Page 81 - Pobl Annual Report FY25
P. 81
Annual Report 2025 79
Notes to the Financial Statements
for the year ended 31 March 2025
Borrowing costs related to fixed assets
Borrowing costs directly attributable to the acquisition,
construction or production of qualifying assets, which
are assets that necessarily take a substantial period
of time to get ready for their intended use or sale, are
added to the cost of those assets, until such time as
the assets are substantially ready for their intended
use or sale.
All other borrowing costs are recognised in the
Statement of Comprehensive Income in the period to
which they relate.
Stock
Housing properties under the course of construction
that are being developed for sale or first tranche
shared ownership are treated as housing stock and
presented within current assets.
Cash and cash equivalents
Cash and cash equivalents in the balance sheet
comprise cash at banks and in hand and short-term
deposits with an original maturity date of three months
or less. Bank overdrafts that are repayable on demand
are included within cash and cash equivalents,
otherwise they are shown within borrowings in current
liabilities.
Financial Instruments
The Company and Group has chosen to apply
Sections 11 and 12 of FRS 102 in respect of financial
instruments.
Financial assets carried at amortised cost
Financial assets carried at amortised cost comprise
rent arrears, trade and other receivables and cash and
cash equivalents.
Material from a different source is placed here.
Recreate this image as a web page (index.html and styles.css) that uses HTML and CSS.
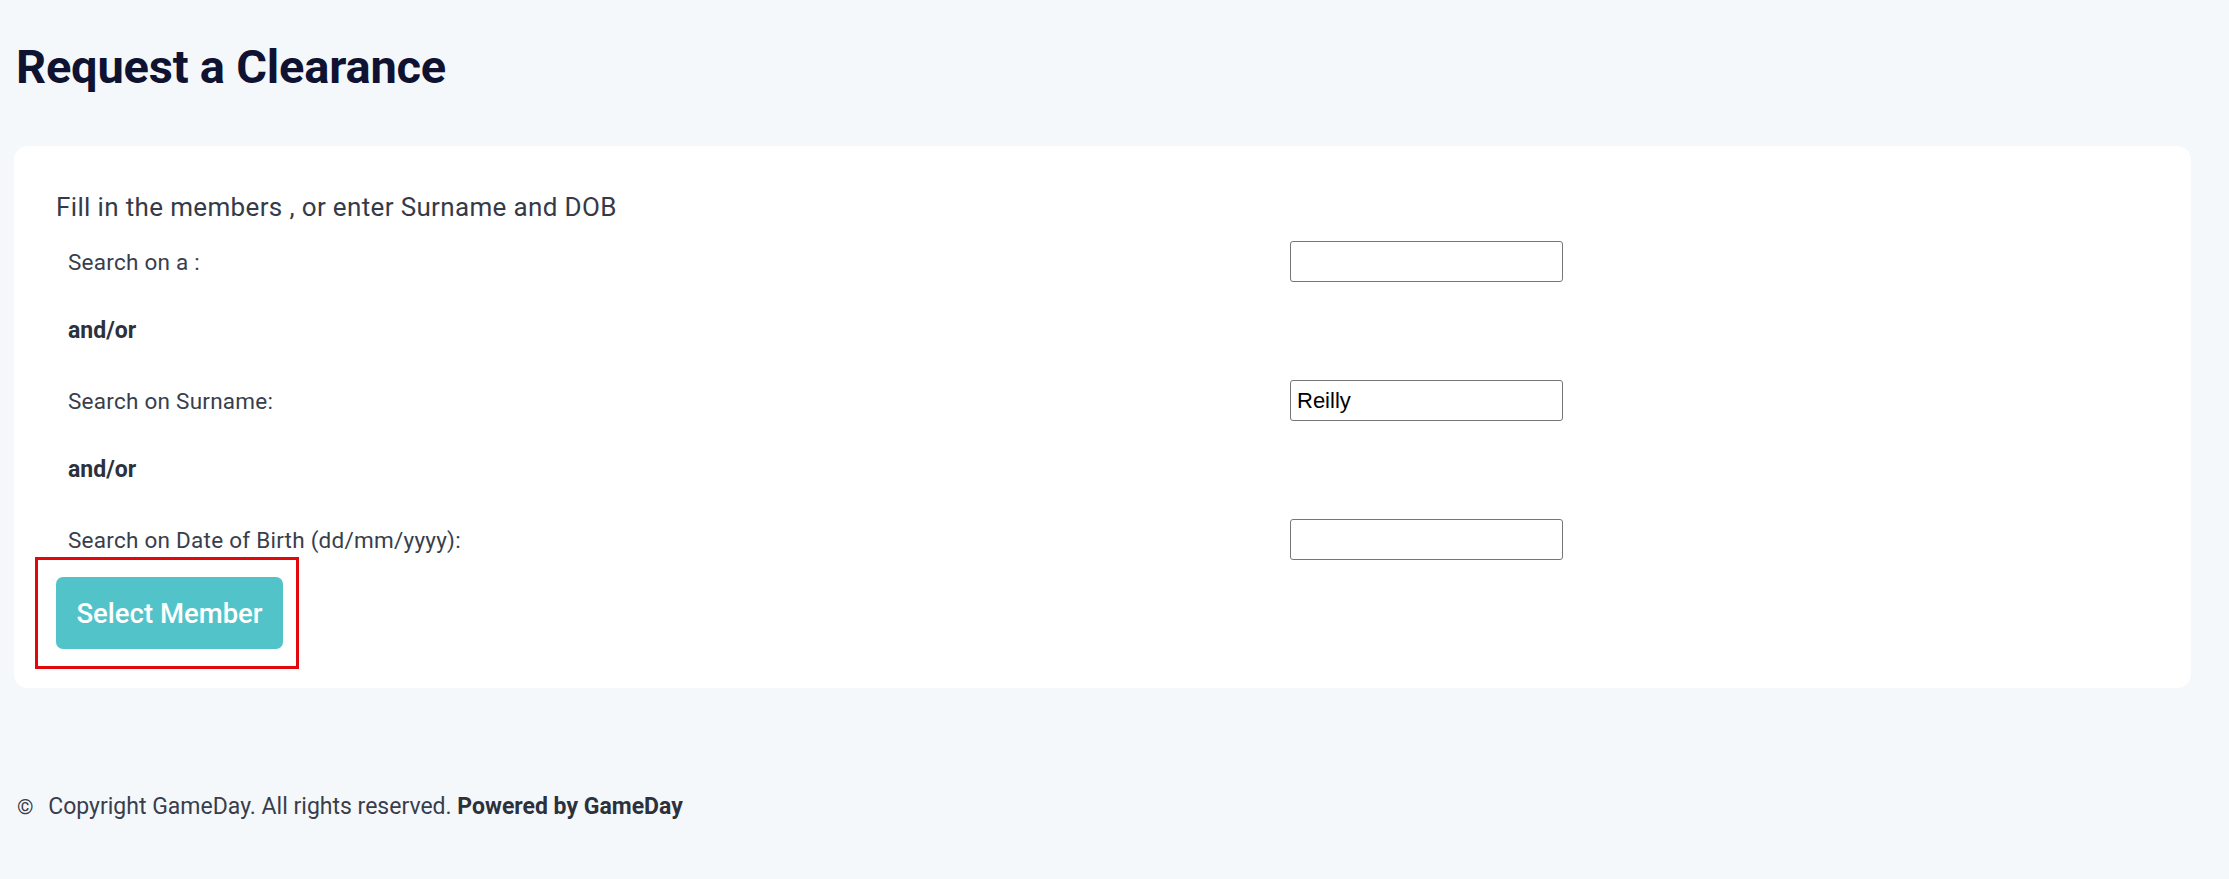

Financial assets are initially
recognised at transaction value plus directly
attributable transaction costs. After initial recognition,
they are measured at amortised cost using the
effective interest method. Discounting is omitted where
the effect of discounting is immaterial.
If there is objective evidence that there is an
impairment loss, the amount of the loss is measured
as the difference between the asset’s carrying amount
and the present value of estimated future cash flows
discounted at the financial asset’s original effective
interest rate. The carrying amount of the asset is
reduced accordingly.
A financial asset is derecognised when the contractual
rights to the cash flows expire, or when the financial
asset and all substantial risks and reward are
transferred.
If an arrangement constitutes a financing transaction,
the financial asset is measured at the present value of
the future payments discounted at a market rate of
interest for a similar debt instrument.
Short term debtors and creditors
Short term debtors and creditors with no stated interest
rate receivable and payable within one year are
recorded at transaction price. Any losses from
impairment are recognised in the Statement of
Comprehensive Income in other operating expenses.
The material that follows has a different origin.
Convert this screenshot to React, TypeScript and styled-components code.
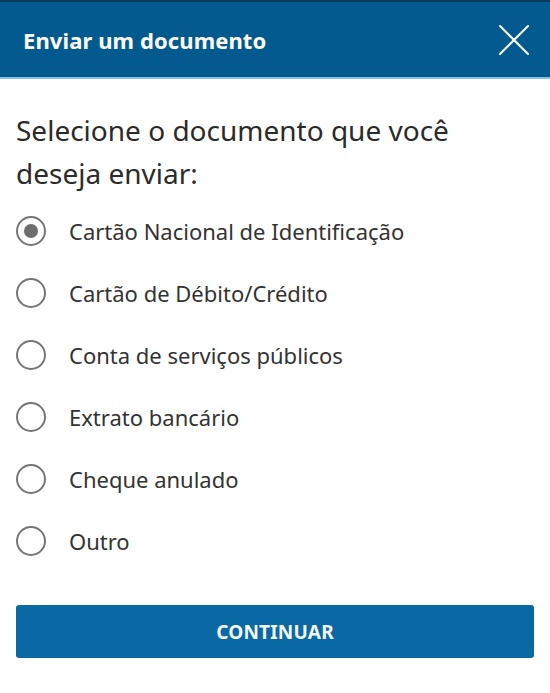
import React, { useState } from 'react';
import styled, { createGlobalStyle } from 'styled-components';

const GlobalStyle = createGlobalStyle`
  html, body {
    margin: 0;
    padding: 0;
    background: #ffffff;
    font-family: "Noto Sans", "Open Sans", sans-serif;
  }
`;

const Page = styled.div`
  width: 550px;
  min-height: 693px;
  background: #ffffff;
  display: flex;
  flex-direction: column;
`;

const Header = styled.header`
  height: 79px;
  background: #025a8e;
  border-top: 2px solid #0b3a5e;
  border-bottom: 2px solid #7fc4ea;
  display: flex;
  align-items: center;
  justify-content: space-between;
  padding: 0 20px 0 23px;
  box-sizing: border-box;
`;

const Title = styled.h1`
  margin: 0;
  color: #ffffff;
  font-size: 22px;
  font-weight: 700;
  letter-spacing: 0.1px;
`;

const CloseButton = styled.button`
  width: 32px;
  height: 32px;
  border: none;
  background: none;
  padding: 0;
  display: flex;
  align-items: center;
  justify-content: center;
  cursor: pointer;
`;

const Body = styled.main`
  padding: 30px 16px 0 16px;
  display: flex;
  flex-direction: column;
`;

const Question = styled.p`
  margin: 0 0 5px 0;
  max-width: 470px;
  font-size: 28px;
  line-height: 43px;
  color: #2b2b2b;
  font-weight: 400;
`;

const Options = styled.div`
  display: flex;
  flex-direction: column;
`;

const Option = styled.label`
  height: 62px;
  display: flex;
  align-items: center;
  gap: 23px;
  cursor: pointer;
`;

const Radio = styled.span<{ $checked: boolean }>`
  width: 30px;
  height: 30px;
  box-sizing: border-box;
  border-radius: 50%;
  border: 2.5px solid #767676;
  display: flex;
  align-items: center;
  justify-content: center;
  flex-shrink: 0;

  &::after {
    content: '';
    width: 14px;
    height: 14px;
    border-radius: 50%;
    background: #6d6d6d;
    display: ${p => (p.$checked ? 'block' : 'none')};
  }
`;

const OptionText = styled.span`
  font-size: 22px;
  color: #333333;
`;

const Continue = styled.button`
  margin-top: 33px;
  height: 53px;
  width: 100%;
  border: none;
  border-radius: 3px;
  background: #0a69a5;
  color: #f2f7fb;
  font-family: "Noto Sans", "Open Sans", sans-serif;
  font-size: 19px;
  font-weight: 700;
  letter-spacing: 0.2px;
  cursor: pointer;
`;

const options = [
  'Cartão Nacional de Identificação',
  'Cartão de Débito/Crédito',
  'Conta de serviços públicos',
  'Extrato bancário',
  'Cheque anulado',
  'Outro',
];

export default function App() {
  const [selected, setSelected] = useState(0);

  return (
    <Page>
      <GlobalStyle />
      <Header>
        <Title>Enviar um documento</Title>
        <CloseButton aria-label="Fechar">
          <svg width="30" height="30" viewBox="0 0 30 30">
            <path d="M1 1 L29 29 M29 1 L1 29" stroke="#ffffff" strokeWidth="2" strokeLinecap="round" />
          </svg>
        </CloseButton>
      </Header>
      <Body>
        <Question>Selecione o documento que você deseja enviar:</Question>
        <Options>
          {options.map((opt, i) => (
            <Option key={opt} onClick={() => setSelected(i)}>
              <Radio $checked={selected === i} />
              <OptionText>{opt}</OptionText>
            </Option>
          ))}
        </Options>
        <Continue>CONTINUAR</Continue>
      </Body>
    </Page>
  );
}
Financial liabilities carried at amortised cost
These financial liabilities include trade and other
payables and interest-bearing loans and borrowings.
Non-current debt instruments which meet the necessary
conditions in FRS 102, are initially recognised at
transaction value adjusted for any directly attributable
transaction cost and subsequently measured at
amortised cost using the effective interest method, with
interest-related charges recognised as an expense in
finance costs in the Statement of Comprehensive
Income. Discounting is omitted where the effect of
discounting is immaterial.
A financial liability is derecognised only when the
contractual obligation is extinguished, that is, when the
obligation is discharged, cancelled or expires.
Assets received through non-exchange
transactions
Assets received through non-exchange transactions
(donations and legacies) are included in the Statement
of Financial Position at fair value if this exceeds the
Group capitalisation threshold.
Income equivalent to the difference between any
amounts paid or payable for the assets and the fair
value are recognised in the Statement of
Comprehensive Income as a donation when future
performance related conditions are met.